Annie O’Sullivan loved her life, her storybook life, and yet every time her husband left the house, she had to wonder: how could there be a happy ending, when Mike worked for John Looney?

Two

On Twentieth Street’s bluff, the formidable three-story structure rose castle-like, with its gabled red-tile roofs, ceramic lions, bay windows, sloped turrets, substantial dark-brick walls, and many-pillared porch. The mansion provided its owner a view of the Mississippi River second to none; but also on the mansions below, the homes of high society, his perch enabling the master of this domain to look down upon those who considered themselves his betters.

This had given John Looney no small pleasure, over the years.

The mansion’s interior had a warmth to the eye — walnut paneling, mahogany trim, parquet floors, oriental carpets, massive fireplaces — that did not extend to physical reality. The downstairs, with its high ceilings and various cavernous rooms, was prey to winter chill, wind whistling through, turning the place into the haunted house the local children had long ago deemed it. For all its elegance — Victorian furniture, velvet upholstery, stained glass, ornate mirrors, sparkling chandeliers — the mansion was (Looney had to admit it) good and goddamn cold.

Only when a party — holiday festivities or a wedding reception or the occasioned wake — brought the warmth of other human beings into the sprawling place did Looney’s Roost seem a home, and he’d come to relish such gatherings, accordingly. With Nora gone these eight years, and his daughters off to boarding school, that left only himself and his son Connor to knock around these endless rooms.

When Nora was alive, and the girls underfoot, Looney never conducted business in the mansion — would never think of it! He left such things for his law office or the Java House at the Sherman Hotel; or possibly out at Bel Aire, his second, less ostentatious mansion on the Rock River.

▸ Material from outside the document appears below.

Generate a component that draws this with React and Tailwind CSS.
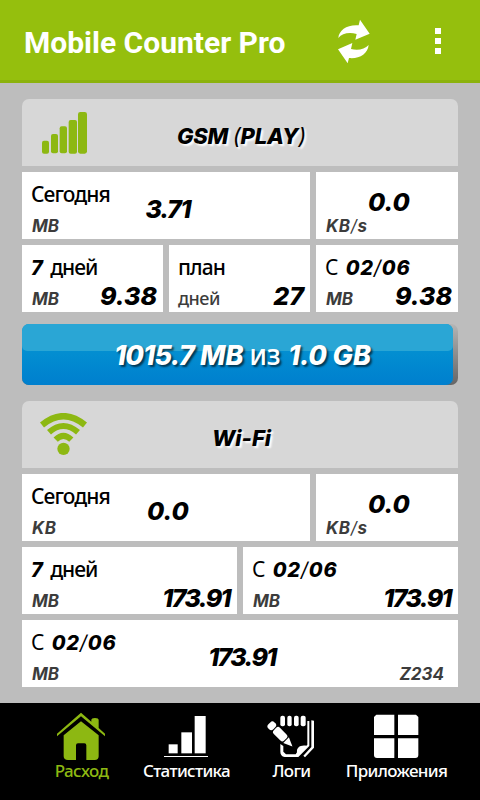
import React from 'react';

const NUM = "font-['Inter',sans-serif] italic font-extrabold";

function Word({ children, className = '' }) {
  return (
    <span className={`font-['Noto_Sans',sans-serif] not-italic font-medium ${className}`}>{children}</span>
  );
}

function Slash() {
  return <span className="font-normal">/</span>;
}

function Cell({ width = 'flex-1', label, unit, value, note, valueClass }) {
  return (
    <div className={`grid h-[67px] grid-cols-1 grid-rows-1 bg-white whitespace-nowrap ${width}`}>
      <div className={`col-start-1 row-start-1 self-start pl-[9px] pt-[7px] text-[20px] leading-[30px] text-black ${NUM}`}>
        {label}
      </div>
      <div className={`col-start-1 row-start-1 flex justify-between self-end pb-[1px] pl-[10px] pr-[14px] text-[17px] leading-6 text-[#3c3c3c] ${NUM} font-bold!`}>
        <span>{unit}</span>
        <span>{note}</span>
      </div>
      <div className={`col-start-1 row-start-1 text-[25px] leading-[30px] text-black ${NUM} ${valueClass}`}>
        {value}
      </div>
    </div>
  );
}

const CORNER = 'self-end justify-self-end pr-[6px] mb-[1px]';
const MIDDLE = 'self-start justify-self-center pt-[22px] pl-1';
const RAISED = 'self-start justify-self-center pt-[15px] pl-1';

function CardTitle({ icon, children, className = '' }) {
  return (
    <div className="grid h-[67px] grid-cols-1 grid-rows-1 rounded-t-[7px] bg-[#d7d7d7]">
      <div className="col-start-1 row-start-1 pl-[18px] pt-3">{icon}</div>
      <div className={`col-start-1 row-start-1 justify-self-center pl-[3px] pt-[22px] text-[22px] leading-[30px] text-black [text-shadow:2px_2px_2px_#fff] ${NUM} ${className}`}>
        {children}
      </div>
    </div>
  );
}

function SignalIcon() {
  return (
    <svg width="48" height="44" viewBox="90 63 144 132" fill="#8db812">
      <rect x="96" y="152" width="21" height="39" rx="6" />
      <rect x="123" y="132" width="21" height="58" rx="6" />
      <rect x="149" y="109" width="22" height="81" rx="6" />
      <rect x="176" y="90" width="25" height="101" rx="6" />
      <rect x="204" y="66" width="27" height="125" rx="7" />
    </svg>
  );
}

function WifiIcon() {
  return (
    <svg width="48" height="44" viewBox="90 69 144 132" fill="none" stroke="#8db812" strokeLinejoin="round">
      <path d="M96 105 Q160 52 225 105" strokeWidth="19" />
      <path d="M117 127 Q160 89 204 127" strokeWidth="18" />
      <path d="M137 149 Q160 126 184 149" strokeWidth="18" />
      <circle cx="160.500" cy="176.500" r="18.500" fill="#8db812" stroke="none" />
    </svg>
  );
}

function RefreshIcon() {
  return (
    <svg width="60" height="60" viewBox="0 0 180 180" fill="#fff">
      <path d="M40 84 C42 60 67 43 101 46 L105 29 L134 71 L91 89 L95 72 C72 66 51 70 40 84 Z" />
      <path d="M131 105 C128 132 103 147 72 144 L68 160 L39 118 L82 99 L78 117 C99 122 119 118 131 105 Z" />
    </svg>
  );
}

function HomeIcon() {
  return (
    <svg width="49" height="48" viewBox="81 51 147 144" fill="#8db812">
      <path d="M81 116 L153 53 L184 80 V75 Q184 69 195 69 Q206 69 206 75 V99 L225 116 V124 L153 64 L81 124 Z" />
      <path d="M101 121 L153 79 L206 121 V184 Q206 195 194 195 H169 V151 Q169 145 163 145 H144 Q138 145 138 151 V195 H114 Q101 195 101 184 Z" />
    </svg>
  );
}

function StatsIcon() {
  return (
    <svg width="49" height="48" viewBox="396 51 147 144" fill="#fff">
      <rect x="416" y="148" width="27" height="27" />
      <rect x="454" y="112" width="32" height="63" />
      <rect x="494" y="63" width="33" height="112" />
      <rect x="402" y="183" width="132" height="3" />
    </svg>
  );
}

function LogsIcon() {
  return (
    <svg width="49" height="48" viewBox="81 51 147 144" fill="#fff">
      <rect x="121" y="62" width="14" height="32" rx="6" />
      <rect x="142" y="62" width="13" height="32" rx="6" />
      <rect x="162" y="62" width="14" height="32" rx="6" />
      <rect x="182" y="62" width="15" height="32" rx="6" />
      <g transform="translate(88 85) rotate(45)">
        <rect x="0" y="-13" width="21" height="26" rx="9" />
        <rect x="24" y="-13" width="44" height="26" rx="8" />
        <path d="M71 -12 L98 0 L71 12 Z" />
      </g>
      <path d="M121 147 L130 153 V170 L138 178 H167 L171 172 C169 158 180 149 199 152 L202 149 V78 H208 V153 L175 186 H134 Q121 183 121 170 Z" />
      <path d="M214 76 L222 77 V158 L195 187 L190 182 L214 156 Z" />
    </svg>
  );
}

function AppsIcon() {
  return (
    <svg width="49" height="48" viewBox="396 51 147 144" fill="#fff">
      <path d="M409 59 H463 V120 H402 V66 Z" />
      <path d="M474 59 H528 L535 66 V120 H474 Z" />
      <path d="M402 130 H463 V189 H411 Q402 189 402 180 Z" />
      <path d="M474 130 H535 V180 Q535 189 526 189 H474 Z" />
    </svg>
  );
}

function Tab({ icon, label, className = 'text-white' }) {
  return (
    <div className={`flex w-[105px] flex-col items-center whitespace-nowrap font-['Noto_Sans',sans-serif] text-[17px] font-medium leading-6 tracking-[-0.65px] ${className}`}>
      {icon}
      <span className="-mt-[1px]">{label}</span>
    </div>
  );
}

export default function App() {
  const today = <Word className="text-[21px] tracking-[-0.9px]">Сегодня</Word>;
  const week = <>7 <Word className="ml-[3px] text-[21px] tracking-[-1px]">дней</Word></>;
  const since = (
    <>
      <Word className="mr-[2px] text-[21px] font-normal!">С</Word>
      <span className="tracking-[0.8px]"> 02<Slash />06</span>
    </>
  );
  const speed = <span className="tracking-[0.6px]">KB<Slash />s</span>;
  const total = <span className="tracking-[-1.6px]">173.91</span>;
  const totalCorner = 'self-end justify-self-end pr-[7px] mb-[1px]';

  return (
    <div className="flex h-[800px] w-[480px] flex-col overflow-hidden bg-[#bdbdbd]">
      <header className="flex h-[83px] items-start border-b-[3px] border-[#8bb20c] bg-[#95bf0d]">
        <h1 className="w-[325px] whitespace-nowrap pl-[24px] pt-[23px] font-['Roboto',sans-serif] text-[30px] font-bold leading-10 text-white">
          Mobile Counter Pro
        </h1>
        <div className="pt-[10px]"><RefreshIcon /></div>
        <div className="flex flex-col gap-1 pl-[50px] pt-7">
          <i className="size-[6px] bg-white" />
          <i className="size-[6px] bg-white" />
          <i className="size-[6px] bg-white" />
        </div>
      </header>

      <main className="flex flex-1 flex-col px-[22px] pt-4">
        <section className="flex flex-col gap-[6px]">
          <CardTitle icon={<SignalIcon />} className="tracking-[-0.2px]">
            GSM <span className="font-normal">(</span>PLAY<span className="font-normal">)</span>
          </CardTitle>
          <div className="flex gap-[6px]">
            <Cell label={today} unit="MB" value={<span className="tracking-[-1.2px]">3.71</span>} valueClass={MIDDLE} />
            <Cell width="w-[142px]" unit={speed} value="0.0" valueClass={RAISED} />
          </div>
          <div className="flex gap-[6px]">
            <Cell width="w-[141px]" label={week} unit="MB" value="9.38" valueClass={CORNER} />
            <Cell
              label={<Word className="text-[21px] tracking-[-0.9px]">план</Word>}
              unit={<Word className="-ml-[1px] text-[18px] tracking-[-0.5px]">дней</Word>}
              value="27"
              valueClass={CORNER}
            />
            <Cell width="w-[142px]" label={since} unit="MB" value="9.38" valueClass={CORNER} />
          </div>
        </section>

        <div className="mt-3 h-[61px] rounded-[7px] bg-linear-to-b from-[#b5b5b5] to-[#666]">
          <div className="grid h-full w-[431px] grid-cols-1 grid-rows-1 overflow-hidden rounded-[7px] bg-linear-to-b from-[#0a9bd3] to-[#007fce]">
            <div className="col-start-1 row-start-1 h-[27px] rounded-b-[5px] bg-[#2aa6d5]" />
            <div className={`col-start-1 row-start-1 justify-self-center whitespace-nowrap pl-[10px] pt-[15px] text-[27px] leading-[30px] text-white [text-shadow:2px_2px_2px_#0009] ${NUM}`}>
              <span className="tracking-[-0.7px]">1015.7</span> MB <Word className="text-[28px] tracking-[-0.3px]">из</Word>{' '}
              <span className="ml-[2px] tracking-[-0.3px]">1.0</span> GB
            </div>
          </div>
        </div>

        <section className="mt-4 flex flex-col gap-[6px]">
          <CardTitle icon={<WifiIcon />}>Wi-Fi</CardTitle>
          <div className="flex gap-[6px]">
            <Cell label={today} unit={<span className="tracking-[0.6px]">KB</span>} value="0.0" valueClass={MIDDLE} />
            <Cell width="w-[142px]" unit={speed} value="0.0" valueClass={RAISED} />
          </div>
          <div className="flex gap-[6px]">
            <Cell label={week} unit="MB" value={total} valueClass={totalCorner} />
            <Cell label={since} unit="MB" value={total} valueClass={totalCorner} />
          </div>
          <Cell width="w-full" label={since} unit="MB" value={total} note="Z234" valueClass={MIDDLE} />
        </section>
      </main>

      <nav className="flex h-[97px] bg-black pl-[29px] pt-[9px]">
        <Tab icon={<HomeIcon />} label="Расход" className="text-[#8db812]" />
        <Tab icon={<StatsIcon />} label="Статистика" />
        <Tab icon={<LogsIcon />} label="Логи" />
        <Tab icon={<AppsIcon />} label="Приложения" />
      </nav>
    </div>
  );
}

Now, of course, parties at Bel Aire weren’t the family affairs the Roost occasionally put on; they were for men only... and a certain type of woman, the kind who fit in with cockfights in the barn, shooting matches in the yard, and drunken orgies upstairs.

Bel Aire was where Looney entertained the Chicago boys, when they came to town. Looney had been aligned with Johnny Torrio for years, though Looney did not have much faith in the chunky scar-faced youth Torrio was grooming for his heir, a hot headed Sicilian named Capone.

But Looney would have to learn to deal with Capone, and vice versa; as he often said, this business was one of strange bedfellows.

Tonight he’d called a small meeting of a handful of his most trusted associates, and they had gathered at the long table in his library, all seated toward one end. Looney — gauntly handsome, white mustached, in a dark brown suit and gambler’s black string tie — sat at the head. On a chair against the wall behind him, not officially a part of the inner circle, was Michael O’Sullivan.